Prior to the introduction of the thermal pressure update helper an empty
cpumask would simply result in the thermal pressure of no cpus being
updated, but the new code will attempt to dereference an invalid per_cpu
variable.

Avoid this problem by using the policy's cpus cpumask instead of the
related_cpus mask, as this is initialized before the interrupt is
registered.

Fixes: 0258cb19c77d ("cpufreq: qcom-cpufreq-hw: Use new thermal pressure update function")
Signed-off-by: Bjorn Andersson <bjorn.andersson@linaro.org>
---
 drivers/cpufreq/qcom-cpufreq-hw.c | 2 +-
 1 file changed, 1 insertion(+), 1 deletion(-)

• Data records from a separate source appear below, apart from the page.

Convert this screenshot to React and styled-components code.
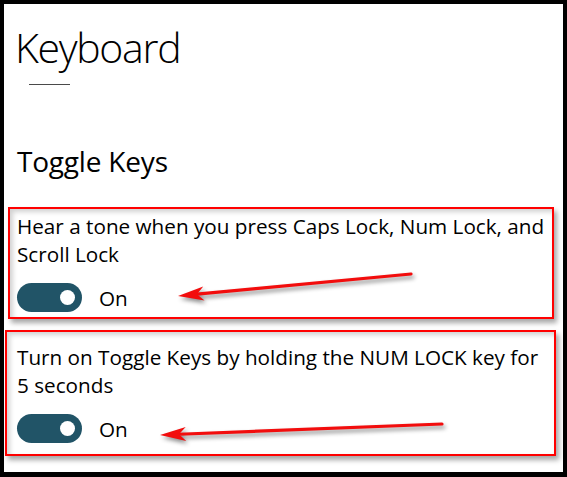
import React from 'react';
import styled, { createGlobalStyle } from 'styled-components';

const GlobalStyle = createGlobalStyle`
    html, body {
        margin: 0;
        padding: 0;
        background: #fff;
    }
`;

const settings = [
    {
        id: 'tone',
        text: 'Hear a tone when you press Caps Lock, Num Lock, and Scroll Lock',
        on: true,
        arrow: { tip: [168, 87], tail: [401, 65] },
    },
    {
        id: 'numlock',
        text: 'Turn on Toggle Keys by holding the NUM LOCK key for 5 seconds',
        on: true,
        arrow: { tip: [153, 103], tail: [435, 92] },
    },
];

function Arrow({ tip, tail }) {
    const [tx, ty] = tip;
    const [ex, ey] = tail;
    const len = Math.hypot(ex - tx, ey - ty);
    const ux = (ex - tx) / len;
    const uy = (ey - ty) / len;
    const px = -uy;
    const py = ux;
    const headLen = 26;
    const half = 7;
    const bx = tx + ux * headLen;
    const by = ty + uy * headLen;
    const nx = tx + ux * 19;
    const ny = ty + uy * 19;
    const head = `M${tx} ${ty} L${bx + px * half} ${by + py * half} L${nx} ${ny} L${bx - px * half} ${by - py * half} Z`;

    return (
        <ArrowSvg width="100%" height="100%">
            <line x1={nx} y1={ny} x2={ex} y2={ey} stroke="#f20d0d" strokeWidth="3.2" strokeLinecap="round" />
            <path d={head} fill="#f20d0d" />
        </ArrowSvg>
    );
}

function Toggle({ on }) {
    return (
        <ToggleRow>
            <Switch $on={on}>
                <Knob $on={on} />
            </Switch>
            <ToggleLabel>{on ? 'On' : 'Off'}</ToggleLabel>
        </ToggleRow>
    );
}

export default function App() {
    return (
        <>
            <GlobalStyle />
            <Frame>
                <Title>Keyboard</Title>
                <Underline />
                <Section>Toggle Keys</Section>
                {settings.map((item, i) => (
                    <Callout key={item.id} $variant={i}>
                        <Description>{item.text}</Description>
                        <Toggle on={item.on} />
                        <Arrow tip={item.arrow.tip} tail={item.arrow.tail} />
                    </Callout>
                ))}
            </Frame>
        </>
    );
}

const Frame = styled.div`
    width: 567px;
    height: 477px;
    box-sizing: border-box;
    border: 4px solid #000;
    border-bottom-width: 5px;
    background: #fff;
    overflow: hidden;
    font-family: 'Open Sans', 'Noto Sans', sans-serif;
    color: #000;
    display: flex;
    flex-direction: column;
`;

const Title = styled.h1`
    margin: 17px 0 0 11px;
    font-size: 41px;
    font-weight: 300;
    line-height: 52px;
    letter-spacing: -1.3px;
`;

const Underline = styled.div`
    margin: 11px 0 0 25px;
    width: 41px;
    height: 1px;
    background: #4a4a4a;
`;

const Section = styled.h2`
    margin: 58px 0 0 13px;
    font-size: 28px;
    font-weight: 400;
    line-height: 36px;
    letter-spacing: -0.2px;
`;

const Callout = styled.div`
    position: relative;
    box-sizing: border-box;
    flex-shrink: 0;
    margin-left: ${(p) => (p.$variant === 0 ? '4px' : '1px')};
    margin-top: ${(p) => (p.$variant === 0 ? '28px' : '11px')};
    width: ${(p) => (p.$variant === 0 ? '546px' : '551px')};
    height: ${(p) => (p.$variant === 0 ? '112px' : '126px')};
    padding: ${(p) => (p.$variant === 0 ? '3px 0 0 7px' : '11px 0 0 10px')};
    border: 2px solid #f00;
    box-shadow:
        3px 4px 5px rgba(0, 0, 0, 0.35),
        inset 3px 3px 5px rgba(0, 0, 0, 0.18);
`;

const Description = styled.p`
    margin: 0;
    max-width: 536px;
    font-size: 20.7px;
    line-height: 28px;
`;

const ToggleRow = styled.div`
    display: flex;
    align-items: center;
    gap: 17px;
    margin-top: 15px;
`;

const Switch = styled.div`
    position: relative;
    width: 65px;
    height: 29px;
    border-radius: 15px;
    background: ${(p) => (p.$on ? '#215467' : '#fff')};
    display: flex;
    align-items: center;
    justify-content: ${(p) => (p.$on ? 'flex-end' : 'flex-start')};
    padding: 0 7px;
    box-sizing: border-box;
`;

const Knob = styled.span`
    width: 15px;
    height: 15px;
    border-radius: 50%;
    background: ${(p) => (p.$on ? '#fff' : '#000')};
`;

const ToggleLabel = styled.span`
    font-size: 20.7px;
    line-height: 28px;
`;

const ArrowSvg = styled.svg`
    position: absolute;
    left: 0;
    top: 0;
    overflow: visible;
    pointer-events: none;
    filter: drop-shadow(2px 3px 2px rgba(0, 0, 0, 0.45));
`;
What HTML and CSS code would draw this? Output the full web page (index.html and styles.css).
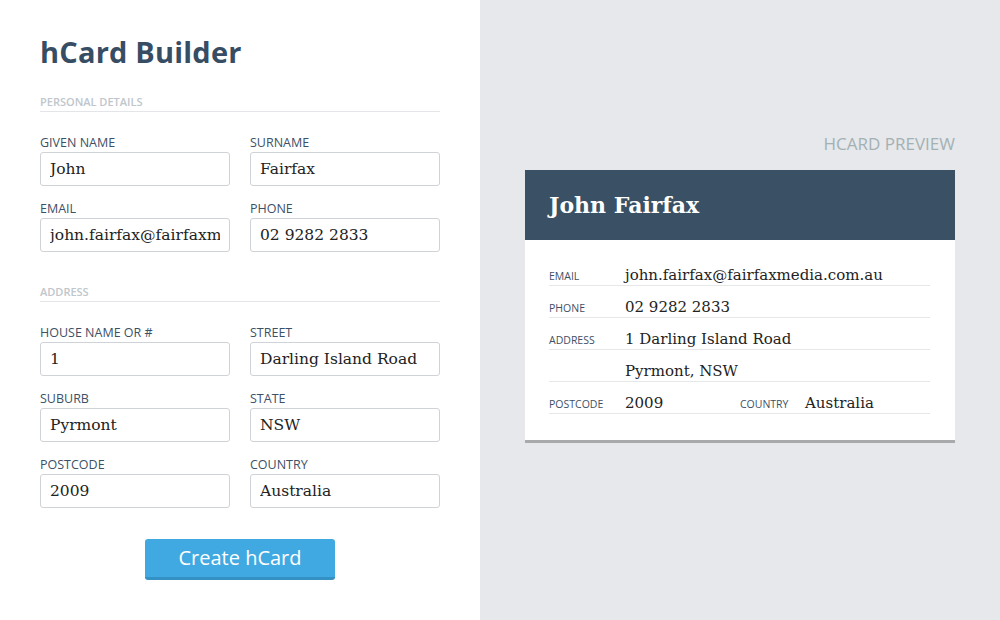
FILE: index.html
```html
<!DOCTYPE html>
<html lang="en">
<head>
<meta charset="utf-8">
<title>hCard Builder</title>
<link rel="stylesheet" href="styles.css">
</head>
<body>
<div class="app">
  <section class="builder">
    <h1 class="title">hCard Builder</h1>
    <div class="group personal">
      <div class="group-title">PERSONAL DETAILS</div>
      <div class="fields">
        <label class="field"><span class="field-label">GIVEN NAME</span><input class="input" type="text" value="John"></label>
        <label class="field"><span class="field-label">SURNAME</span><input class="input" type="text" value="Fairfax"></label>
        <label class="field"><span class="field-label">EMAIL</span><input class="input" type="text" value="john.fairfax@fairfaxmedia.com.au"></label>
        <label class="field"><span class="field-label">PHONE</span><input class="input" type="text" value="02 9282 2833"></label>
      </div>
    </div>
    <div class="group address">
      <div class="group-title">ADDRESS</div>
      <div class="fields">
        <label class="field"><span class="field-label">HOUSE NAME OR #</span><input class="input" type="text" value="1"></label>
        <label class="field"><span class="field-label">STREET</span><input class="input" type="text" value="Darling Island Road"></label>
        <label class="field"><span class="field-label">SUBURB</span><input class="input" type="text" value="Pyrmont"></label>
        <label class="field"><span class="field-label">STATE</span><input class="input" type="text" value="NSW"></label>
        <label class="field"><span class="field-label">POSTCODE</span><input class="input" type="text" value="2009"></label>
        <label class="field"><span class="field-label">COUNTRY</span><input class="input" type="text" value="Australia"></label>
      </div>
    </div>
    <div class="actions">
      <button class="btn" type="button">Create hCard</button>
    </div>
  </section>
  <section class="preview">
    <div class="preview-title">HCARD PREVIEW</div>
    <div class="card">
      <div class="card-head">John Fairfax</div>
      <div class="card-body">
        <div class="row"><span class="row-label">EMAIL</span><span class="row-value">john.fairfax@fairfaxmedia.com.au</span></div>
        <div class="row"><span class="row-label">PHONE</span><span class="row-value">02 9282 2833</span></div>
        <div class="row"><span class="row-label">ADDRESS</span><span class="row-value">1 Darling Island Road</span></div>
        <div class="row"><span class="row-label"></span><span class="row-value">Pyrmont, NSW</span></div>
        <div class="row">
          <span class="row-label">POSTCODE</span><span class="row-value short">2009</span>
          <span class="row-label narrow">COUNTRY</span><span class="row-value">Australia</span>
        </div>
      </div>
    </div>
  </section>
</div>
</body>
</html>
```

FILE: styles.css
```css
* { box-sizing: border-box; }
html, body { margin: 0; padding: 0; }
body {
  font-family: "Open Sans", "Noto Sans", sans-serif;
  color: #34495e;
  background: #e6e8ec;
}
.app {
  display: flex;
  width: 1000px;
  height: 620px;
}
.builder {
  width: 480px;
  background: #ffffff;
  padding: 30px 40px 0 40px;
}
.title {
  margin: 0;
  font-size: 29px;
  line-height: 44px;
  font-weight: 700;
  color: #374d63;
  letter-spacing: 0.2px;
}
.group.personal { margin-top: 21px; }
.group.address { margin-top: 33px; }
.group-title {
  font-size: 11px;
  line-height: 14px;
  font-weight: 600;
  color: #c0c6cc;
  padding-bottom: 2px;
  border-bottom: 1px solid #e3e5e8;
}
.fields {
  display: grid;
  grid-template-columns: 190px 190px;
  column-gap: 20px;
  row-gap: 12px;
  margin-top: 20px;
}
.field { display: flex; flex-direction: column; }
.field-label {
  font-size: 12.5px;
  line-height: 22px;
  color: #3d5066;
  margin-bottom: -2px;
}
.input {
  display: block;
  width: 100%;
  height: 34px;
  margin: 0;
  border: 1px solid #cfd2d6;
  border-radius: 3px;
  padding: 0 9px;
  background: #ffffff;
  font-family: "DejaVu Serif", "Liberation Serif", serif;
  font-size: 15.5px;
  line-height: 32px;
  color: #222;
  outline: none;
}
.actions {
  display: flex;
  justify-content: center;
  margin-top: 31px;
}
.btn {
  width: 190px;
  height: 41px;
  border: 0;
  border-bottom: 3px solid #3590c4;
  border-radius: 3px;
  background: #41a9e1;
  color: #ffffff;
  font-family: "Open Sans", "Noto Sans", sans-serif;
  font-size: 20px;
  line-height: 38px;
  padding: 0;
}
.preview {
  flex: 1;
  padding: 133px 45px 0 45px;
}
.preview-title {
  text-align: right;
  font-size: 17px;
  line-height: 22px;
  color: #a3b1b3;
  margin-bottom: 15px;
}
.card {
  background: #ffffff;
  border-bottom: 3px solid #a8a9ab;
}
.card-head {
  height: 70px;
  background: #3a5064;
  color: #ffffff;
  font-family: "DejaVu Serif", "Liberation Serif", serif;
  font-weight: 700;
  font-size: 22px;
  line-height: 70px;
  padding-left: 24px;
}
.card-body { padding: 14px 25px 26px 24px; }
.row {
  display: flex;
  align-items: baseline;
  height: 32px;
  padding-top: 12px;
  border-bottom: 1px solid #e6e7e9;
}
.row-label {
  width: 76px;
  font-size: 10.5px;
  color: #3d5066;
  flex: none;
}
.row-label.narrow { width: 65px; }
.row-value {
  font-family: "DejaVu Serif", "Liberation Serif", serif;
  font-size: 15px;
  color: #222;
}
.row-value.short { width: 115px; }
```
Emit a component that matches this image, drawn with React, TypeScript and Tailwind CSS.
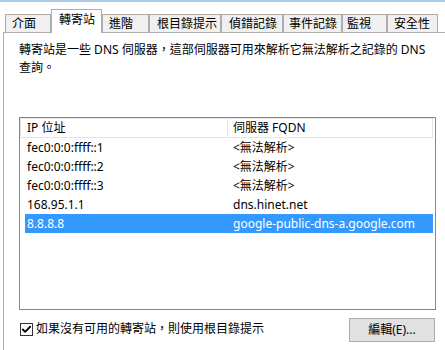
import { Check } from "lucide-react";

const tabs = [
  { label: "介面", w: "w-[46px]", pl: "pl-[6px]" },
  { label: "轉寄站", w: "w-[51px]", pl: "pl-[7px]", active: true },
  { label: "進階", w: "w-[47px]", pl: "pl-[6px]" },
  { label: "根目錄提示", w: "w-[72px]", pl: "pl-[7px]" },
  { label: "偵錯記錄", w: "w-[62px]", pl: "pl-[7px]" },
  { label: "事件記錄", w: "w-[59px]", pl: "pl-[5px]" },
  { label: "監視", w: "w-[45px]", pl: "pl-[4px]" },
  { label: "安全性", w: "w-[51px]", pl: "pl-[6px]" },
];

const rows = [
  { ip: "fec0:0:0:ffff::1", fqdn: "<無法解析>" },
  { ip: "fec0:0:0:ffff::2", fqdn: "<無法解析>" },
  { ip: "fec0:0:0:ffff::3", fqdn: "<無法解析>" },
  { ip: "168.95.1.1", fqdn: "dns.hinet.net" },
  { ip: "8.8.8.8", fqdn: "google-public-dns-a.google.com", selected: true },
];

export default function App() {
  return (
    <div className="w-[445px] h-[350px] overflow-hidden bg-white text-[12px] text-black font-['Noto_Sans','Noto_Sans_CJK_TC',sans-serif]">
      {/* window frame edge */}
      <div className="h-[2px] bg-[#a9cbe9]" />

      {/* Tabs */}
      <div className="h-[30px] flex items-end pl-[5px]">
        {tabs.map((t) =>
          t.active ? (
            <div
              key={t.label}
              className={`${t.w} ${t.pl} relative z-10 h-[24px] -mb-[1px] bg-white border-t border-l border-r border-[#adadad] flex items-center pb-[3px] leading-none whitespace-nowrap`}
            >
              {t.label}
            </div>
          ) : (
            <div
              key={t.label}
              className={`${t.w} ${t.pl} h-[18px] bg-[#f0f0f0] border-t border-l border-r border-[#adadad] flex items-center leading-none whitespace-nowrap`}
            >
              {t.label}
            </div>
          ),
        )}
      </div>

      {/* Panel */}
      <div className="ml-[3px] h-[318px] border-t border-l border-[#adadad] bg-white pt-[8px]">
        <p className="pl-[15px] leading-[18px] whitespace-nowrap">
          轉寄站是一些 DNS 伺服器，這部伺服器可用來解析它無法解析之記錄的 DNS
          <br />
          查詢。
        </p>

        {/* List view */}
        <div className="ml-[15px] mt-[40px] w-[417px] h-[193px] border border-[#828790] bg-white">
          <div className="flex h-[20px]">
            <div className="w-[208px] border border-[#e5e5e5] pl-[6px] flex items-center leading-none">
              IP 位址
            </div>
            <div className="w-[205px] border border-l-0 border-[#e5e5e5] pl-[5px] flex items-center leading-none">
              伺服器 FQDN
            </div>
          </div>
          {rows.map((r) => (
            <div
              key={r.ip}
              className={`ml-[5px] w-[408px] h-[19px] flex items-center leading-none ${
                r.selected ? "bg-[#3399ff] text-white" : ""
              }`}
            >
              <div className="w-[208px] pl-[2px]">{r.ip}</div>
              <div className="flex-1">{r.fqdn}</div>
            </div>
          ))}
        </div>

        {/* Bottom row */}
        <div className="ml-[16px] mt-[8px] w-[415px] flex items-center justify-between">
          <label className="flex items-center gap-[3px] mt-[-2px]">
            <span className="w-[13px] h-[13px] border border-[#333333] bg-white flex items-center justify-center">
              <Check className="w-[11px] h-[11px]" strokeWidth={4} />
            </span>
            <span className="leading-none">如果沒有可用的轉寄站，則使用根目錄提示</span>
          </label>
          <button className="w-[86px] h-[24px] bg-[#e1e1e1] border border-[#adadad] flex items-center justify-center leading-none">
            編輯(E)...
          </button>
        </div>
      </div>
    </div>
  );
}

diff --git a/drivers/cpufreq/qcom-cpufreq-hw.c b/drivers/cpufreq/qcom-cpufreq-hw.c
index 05f3d7876e44..866fba3ac6fc 100644
--- a/drivers/cpufreq/qcom-cpufreq-hw.c
+++ b/drivers/cpufreq/qcom-cpufreq-hw.c
@@ -297,7 +297,7 @@ static void qcom_lmh_dcvs_notify(struct qcom_cpufreq_data *data)
 	throttled_freq = freq_hz / HZ_PER_KHZ;
 
 	/* Update thermal pressure (the boost frequencies are accepted) */
-	arch_update_thermal_pressure(policy->related_cpus, throttled_freq);
+	arch_update_thermal_pressure(policy->cpus, throttled_freq);
 
 	/*
 	 * In the unlikely case policy is unregistered do not enable
-- 
2.33.1


^ permalink raw reply related	[flat|nested] 8+ messages in thread

* [PATCH 2/2] arch_topology: Sanity check cpumask in thermal pressure update
  2022-01-18 18:56 [PATCH 1/2] cpufreq: qcom-hw: Use initialized cpumask for thermal pressure update Bjorn Andersson
@ 2022-01-18 18:56 ` Bjorn Andersson
  2022-01-19 10:25   ` Greg Kroah-Hartman
  2022-01-19 14:43   ` Sudeep Holla
  2022-01-19  6:35 ` [PATCH 1/2] cpufreq: qcom-hw: Use initialized cpumask for " Viresh Kumar
  1 sibling, 2 replies; 8+ messages in thread
From: Bjorn Andersson @ 2022-01-18 18:56 UTC (permalink / raw)
  To: Sudeep Holla, Greg Kroah-Hartman, Rafael J. Wysocki,
	Viresh Kumar, Lukasz Luba, Vladimir Zapolskiy
  Cc: Thara Gopinath, linux-kernel, linux-arm-msm, linux-pm

Occasionally during boot the Qualcomm cpufreq driver was able to cause
an invalid memory access in topology_update_thermal_pressure() on the
line:

	if (max_freq <= capped_freq)

It turns out that this was caused by a race, which resulted in the
cpumask passed to the function being empty, in which case
cpumask_first() will return a cpu beyond the number of valid cpus, which
when used to access the per_cpu max_freq would return invalid pointer.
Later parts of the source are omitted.